No one said that running a business was going to be easy, but most vegan entrepreneurs are so excited about following their dream of doing meaningful work that it may take a while for reality to set in.
When you started your business, or as you were dreaming about starting it, you were likely fueled by a background of inspirational conversations, encouragement from friends and family and financial projections from your business plan.
However, after being in business for a while, you might have faced some difficult customers. Maybe you stumbled through a product launch, or received some harsh feedback. Perhaps you hired some less-than-ideal employees or fell short of your financial goals.
Either way, you’ve finally had that day — you know, the one where the questions begin. What am I doing? Why am I doing it?
The doubt monster has started to follow you around and is forcing you to question yourself, your business and the decisions you are making.
But when you find yourself struggling, remember this is all part of the process. Life is all about balance, and running a business is no exception. Still, when you’re going through a rough patch, what can you do to help yourself?
First, learn to accept the reality that owning a vegan business comes with challenges — for that matter anything worth doing is usually met with some obstacles.

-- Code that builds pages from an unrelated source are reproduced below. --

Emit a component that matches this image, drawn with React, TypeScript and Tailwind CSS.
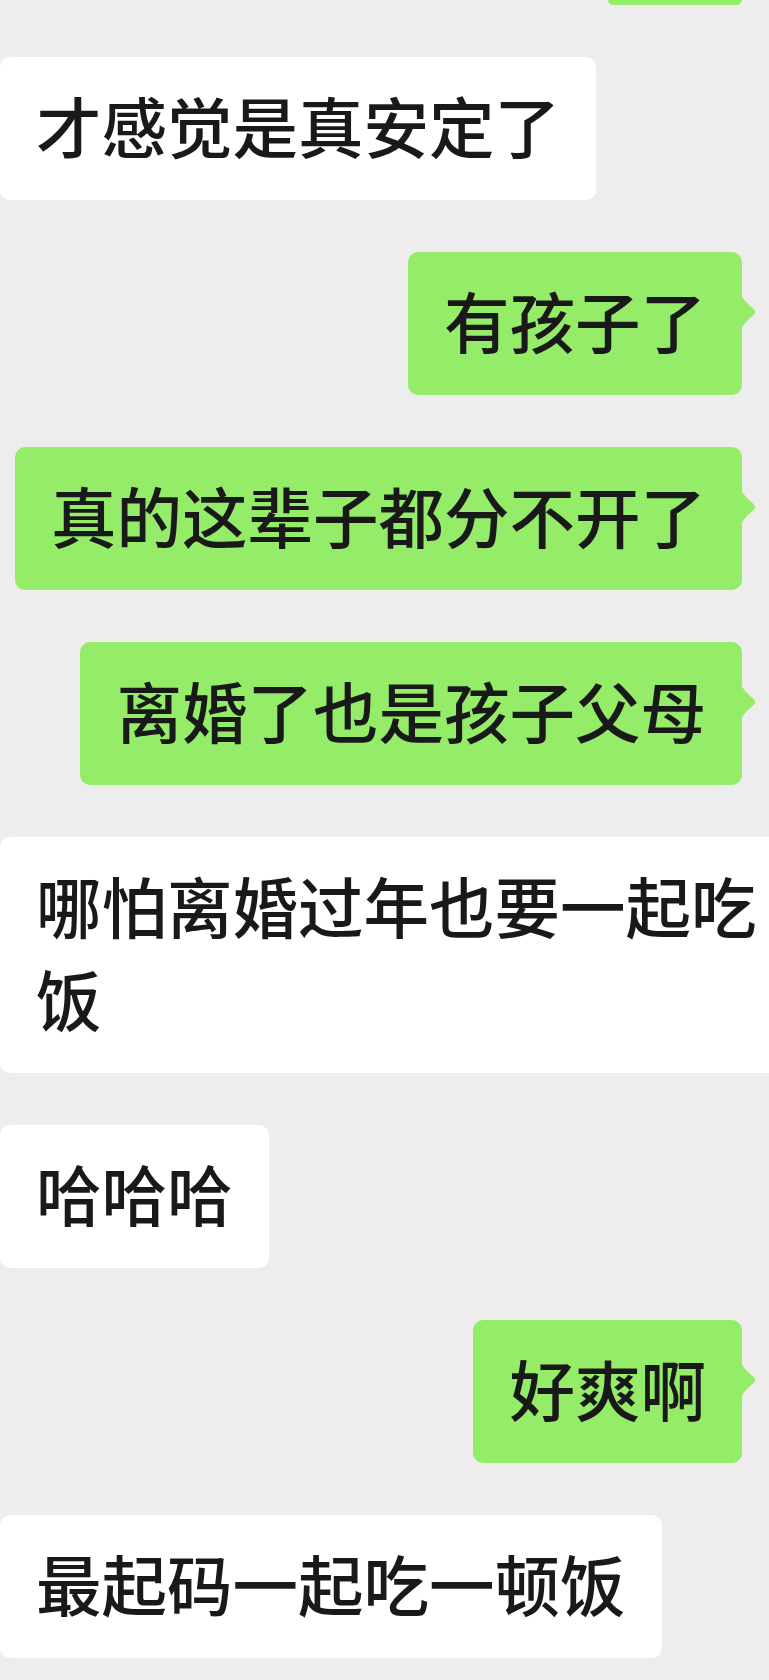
import React from "react";

function Tail() {
  return (
    <svg
      className="absolute left-[calc(100%-1px)] top-[42px] w-[16px] h-[36px]"
      viewBox="0 0 16 36"
      aria-hidden="true"
    >
      <path
        d="M0 0 C1.5 4 3.5 6.5 7 10 L13 15.5 Q15.5 18 13 20.5 L7 26 C3.5 29.5 1.5 32 0 36 Z"
        fill="#95ec69"
      />
    </svg>
  );
}

function Green({ children }: { children: React.ReactNode }) {
  return (
    <div className="self-end mr-[27px] relative bg-[#95ec69] rounded-[10px] px-[36px] pt-[21px] pb-[29px] whitespace-nowrap">
      {children}
      <Tail />
    </div>
  );
}

function White({ children, wide }: { children: React.ReactNode; wide?: boolean }) {
  return (
    <div
      className={
        wide
          ? "self-start shrink-0 w-[820px] bg-white rounded-[10px] px-[36px] pt-[21px] pb-[29px] whitespace-nowrap"
          : "self-start bg-white rounded-[10px] px-[36px] pt-[21px] pb-[29px] whitespace-nowrap"
      }
    >
      {children}
    </div>
  );
}

export default function App() {
  return (
    <div className="w-[769px] h-[1680px] overflow-hidden bg-[#ededed] flex flex-col gap-[52px] text-[65.5px] leading-[93px] font-medium text-[#191919] [font-family:'Noto_Sans_CJK_SC','Noto_Sans',sans-serif]">
      <div className="self-end mr-[27px] w-[134px] h-[5px] shrink-0 bg-[#95ec69] rounded-b-[8px]" />
      <White>才感觉是真安定了</White>
      <Green>有孩子了</Green>
      <Green>真的这辈子都分不开了</Green>
      <Green>离婚了也是孩子父母</Green>
      <White wide>
        哪怕离婚过年也要一起吃
        <br />
        饭
      </White>
      <White>哈哈哈</White>
      <Green>好爽啊</Green>
      <White>最起码一起吃一顿饭</White>
    </div>
  );
}
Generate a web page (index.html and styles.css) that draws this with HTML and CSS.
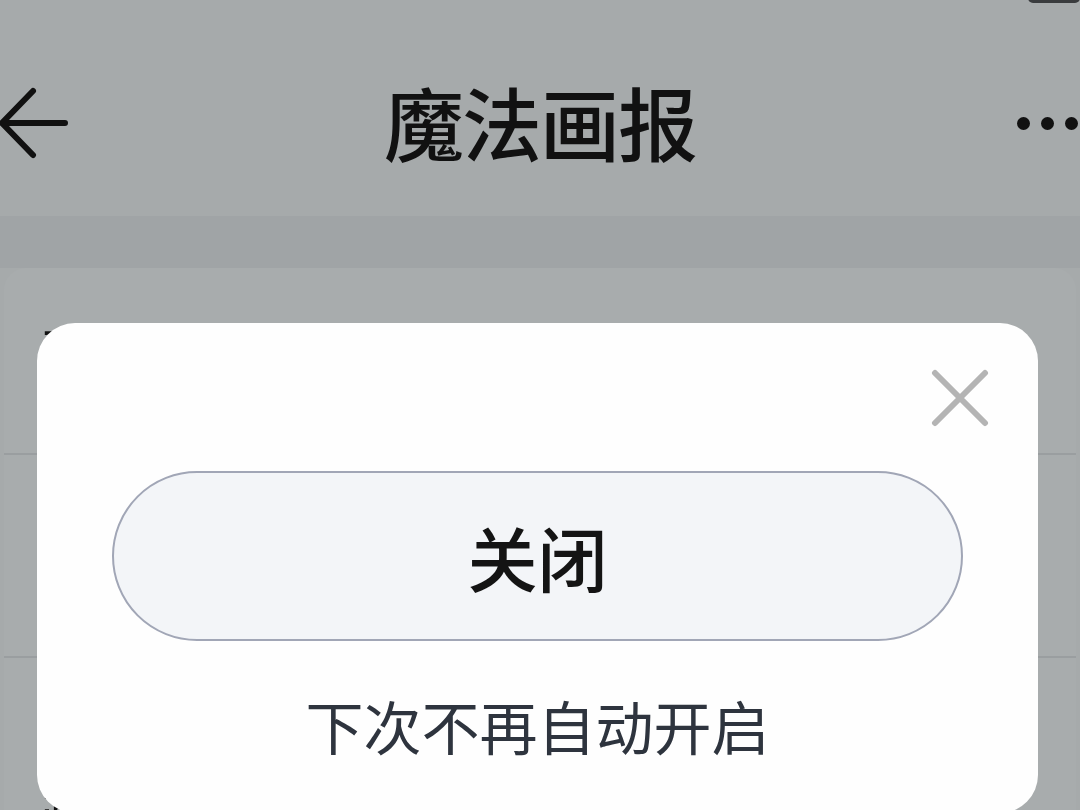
FILE: index.html
```html
<!DOCTYPE html>
<html>
    <head>
        <meta charset="utf-8">
        <link rel="stylesheet" href="styles.css">
    </head>
    <body>
        <div class="status">
            <span class="time">10:30</span>
            <span class="battery"></span>
        </div>

        <div class="navbar">
            <svg class="back" width="72" height="72" viewBox="0 0 72 72">
                <path d="M68 36 H5 M36 4 L5 36 L36 68" fill="none" stroke="#111" stroke-width="6" stroke-linecap="round" stroke-linejoin="round"/>
            </svg>
            <div class="title">魔法画报</div>
            <div class="more"><i></i><i></i><i></i></div>
        </div>

        <div class="band"></div>

        <div class="card">
            <div class="row first"><span class="label">开启魔法画报</span></div>
            <div class="row second"><span class="label">更换频率</span></div>
            <div class="row third"><span class="label">画报订阅</span></div>
        </div>

        <!-- popup over the settings list -->
        <div class="dialog">
            <svg class="close" width="58" height="58" viewBox="0 0 58 58">
                <path d="M4 4 L54 54 M54 4 L4 54" stroke="#b4b4b4" stroke-width="6" stroke-linecap="round"/>
            </svg>
            <div class="btn">关闭</div>
            <div class="hint">下次不再自动开启</div>
        </div>
    </body>
</html>
```

FILE: styles.css
```css
body {
    margin: 0;
    width: 1080px;
    height: 810px;
    overflow: hidden;
    position: relative;
    background: #a6aaab;
    font-family: "Noto Sans CJK SC", sans-serif;
}

.status {
    height: 30px;
    display: flex;
    justify-content: space-between;
    align-items: flex-start;
}
.time {
    font-family: "Liberation Sans", sans-serif;
    font-size: 40px;
    line-height: 40px;
    letter-spacing: 3px;
    margin: -35px 0 0 10px;
    color: #2a2a2a;
}
.battery {
    width: 52px;
    height: 26px;
    margin-top: -23px;
    background: #3a3c3e;
    border-radius: 5px;
}

.navbar {
    height: 186px;
    display: grid;
    grid-template-columns: 1fr auto 1fr;
    align-items: center;
}
.back {
    margin-left: -3px;
}
.title {
    font-size: 80px;
    font-weight: 500;
    color: #111;
    letter-spacing: -2px;
    margin-top: -6px;
}
.more {
    justify-self: end;
    display: flex;
    gap: 11px;
    margin-right: 2px;
}
.more i {
    width: 13px;
    height: 13px;
    border-radius: 50%;
    background: #111;
}

.band {
    height: 52px;
    background: #a0a4a6;
}

.card {
    margin: 0 4px;
    height: 560px;
    background: #a8acad;
    border-radius: 22px 22px 0 0;
}
.row {
    padding-left: 36px;
    box-sizing: border-box;
    border-bottom: 2px solid #9a9ea0;
}
.row.first {
    height: 187px;
    padding-top: 48px;
}
.row.second {
    height: 203px;
}
.row.third {
    border-bottom: none;
    padding-top: 122px;
}
.label {
    font-size: 54px;
    line-height: 70px;
    color: #111;
}

.dialog {
    position: absolute;
    left: 37px;
    top: 323px;
    width: 1001px;
    height: 490px;
    box-sizing: border-box;
    padding: 0 75px;
    background: #fefefe;
    border-radius: 38px;
    display: flex;
    flex-direction: column;
    align-items: center;
}
.close {
    position: absolute;
    top: 46px;
    right: 49px;
}
.btn {
    margin-top: 148px;
    width: 100%;
    height: 170px;
    box-sizing: border-box;
    border: 2px solid #a1a6b6;
    border-radius: 85px;
    background: #f3f5f8;
    display: flex;
    align-items: center;
    justify-content: center;
    font-size: 70px;
    font-weight: 500;
    color: #141414;
}
.hint {
    margin-top: 44px;
    font-size: 58px;
    line-height: 80px;
    color: #2e343e;
}
```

Second, create a process for managing these meteor showers. Here’s a few tips to help you resurface after one of those days:
Use Negative Feedback As A Tool
Every business owner, at some point or another, faces negative feedback. And often that feedback can feel like a personal attack. But as the face of your business, you’ve become a public figure. That means your product, food, program or class will be evaluated by the world, and it isn’t possible to maintain a 100% approval-rating.

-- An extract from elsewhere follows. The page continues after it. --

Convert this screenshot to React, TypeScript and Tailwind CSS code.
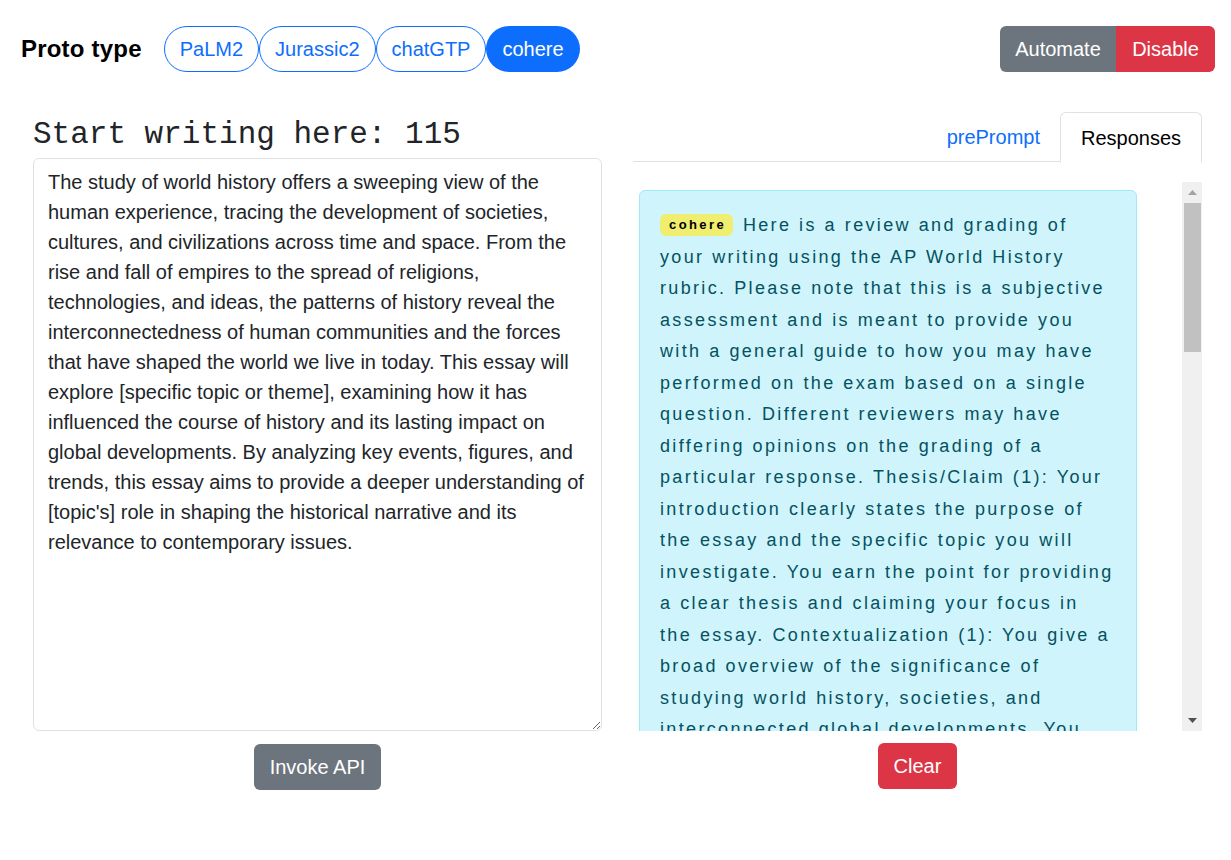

Learn how to separate useful feedback from criticisms you need to let go.
Filter productive feedback so it can be leveraged to make you and your business stronger. Often new ideas, products and businesses are driven by the unmet or under-met needs of customers. If you can figure out how to use negative feedback as a tool to drive improvements, your business will be better for it in the end.
Don’t Ignore Problems
Often small business owners adopt the “ignore it until it becomes big enough” policy when it comes to issues with their products/services.
It may be tempting to do this since fixing problems can be costly in both time and money. The danger of this approach is that problems can get so big they will train-wreck your business. Not every issue should necessarily be top priority, but you should have a process that helps to identify, track and resolve critical problems before they become unmanageable.

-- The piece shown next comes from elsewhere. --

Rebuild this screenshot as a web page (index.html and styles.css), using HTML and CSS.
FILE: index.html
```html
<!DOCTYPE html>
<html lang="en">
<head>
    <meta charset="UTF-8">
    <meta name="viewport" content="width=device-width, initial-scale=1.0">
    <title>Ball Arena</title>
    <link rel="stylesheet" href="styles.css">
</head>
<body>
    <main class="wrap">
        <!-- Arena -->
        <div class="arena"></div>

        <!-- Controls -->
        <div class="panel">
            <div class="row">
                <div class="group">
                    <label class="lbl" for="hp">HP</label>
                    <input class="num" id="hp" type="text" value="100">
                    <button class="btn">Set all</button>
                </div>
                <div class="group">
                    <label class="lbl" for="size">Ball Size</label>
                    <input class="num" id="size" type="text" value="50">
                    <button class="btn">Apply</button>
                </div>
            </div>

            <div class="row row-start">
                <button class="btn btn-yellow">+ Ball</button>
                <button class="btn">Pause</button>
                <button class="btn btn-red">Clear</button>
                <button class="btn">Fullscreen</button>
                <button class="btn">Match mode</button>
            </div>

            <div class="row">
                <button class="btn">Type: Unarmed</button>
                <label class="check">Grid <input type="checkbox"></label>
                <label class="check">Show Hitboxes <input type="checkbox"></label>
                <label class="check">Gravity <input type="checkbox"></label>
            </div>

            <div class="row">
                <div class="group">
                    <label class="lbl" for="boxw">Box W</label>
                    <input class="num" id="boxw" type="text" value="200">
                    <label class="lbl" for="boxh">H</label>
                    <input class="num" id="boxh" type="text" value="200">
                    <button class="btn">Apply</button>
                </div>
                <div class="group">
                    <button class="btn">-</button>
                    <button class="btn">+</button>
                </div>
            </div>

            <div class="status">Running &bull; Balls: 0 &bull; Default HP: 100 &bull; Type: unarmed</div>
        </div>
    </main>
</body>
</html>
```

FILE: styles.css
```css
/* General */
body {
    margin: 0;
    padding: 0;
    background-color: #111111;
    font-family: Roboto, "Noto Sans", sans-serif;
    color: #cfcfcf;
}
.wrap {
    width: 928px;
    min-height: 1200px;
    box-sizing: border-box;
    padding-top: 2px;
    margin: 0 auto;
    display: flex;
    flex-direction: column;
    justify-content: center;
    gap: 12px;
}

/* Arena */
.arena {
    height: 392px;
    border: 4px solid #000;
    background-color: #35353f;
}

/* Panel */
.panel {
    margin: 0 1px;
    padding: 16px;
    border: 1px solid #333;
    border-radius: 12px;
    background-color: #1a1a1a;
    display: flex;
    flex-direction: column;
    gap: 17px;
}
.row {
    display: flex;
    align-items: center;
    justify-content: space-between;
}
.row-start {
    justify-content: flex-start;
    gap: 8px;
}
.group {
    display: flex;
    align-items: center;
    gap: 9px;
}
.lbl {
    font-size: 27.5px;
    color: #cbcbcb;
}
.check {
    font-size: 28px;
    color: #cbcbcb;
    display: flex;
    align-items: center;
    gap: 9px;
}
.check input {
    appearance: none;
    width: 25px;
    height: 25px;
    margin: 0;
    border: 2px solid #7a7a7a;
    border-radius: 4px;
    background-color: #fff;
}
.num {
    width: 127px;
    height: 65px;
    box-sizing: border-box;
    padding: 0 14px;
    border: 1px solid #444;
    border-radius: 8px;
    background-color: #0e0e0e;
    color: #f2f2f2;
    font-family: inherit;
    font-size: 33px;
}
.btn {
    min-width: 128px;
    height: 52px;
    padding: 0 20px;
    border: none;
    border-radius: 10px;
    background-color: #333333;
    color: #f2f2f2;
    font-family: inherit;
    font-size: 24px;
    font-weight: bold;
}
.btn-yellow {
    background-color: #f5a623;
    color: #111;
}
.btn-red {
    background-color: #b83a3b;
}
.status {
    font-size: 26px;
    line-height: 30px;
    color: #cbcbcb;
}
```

I recommend creating a log of all issues, complaints or problems that surface in your business. Create two ranking systems so you can measure the impact of unaddressed issues on your business and your customers, and estimate the investment needed to fix them. Use a ranking system such as high-low, and capture the frequency of the issue.
This will help you determine where to start. In addition, it will move you into productive problem-solving mode (instead of unproductive sitting-in-a pile-of-worry mode).
Find Your Reset Button
After you’ve been through something traumatic, it’s critical to have a routine or process that can help you shed negativity. This might be taking a walk in your favorite place, watching your favorite movie, exercising, calling a loved one or simply taking a hot bath and getting an early night.
Whatever it is for you, know how to find your way to your happy place again, so you’re ready to start fresh and take on the world for one more day.
Keep this article handy, so when you have “One Of Those Days” you can remind yourself that you’re not alone and use some of these suggestions to turn things around.
Identify your reset button. Even if you haven’t had “one of those days” yet, you will at some point, and it’s a good idea to have a strategy in your back pocket to find your way back to a fresh start. What’s yours?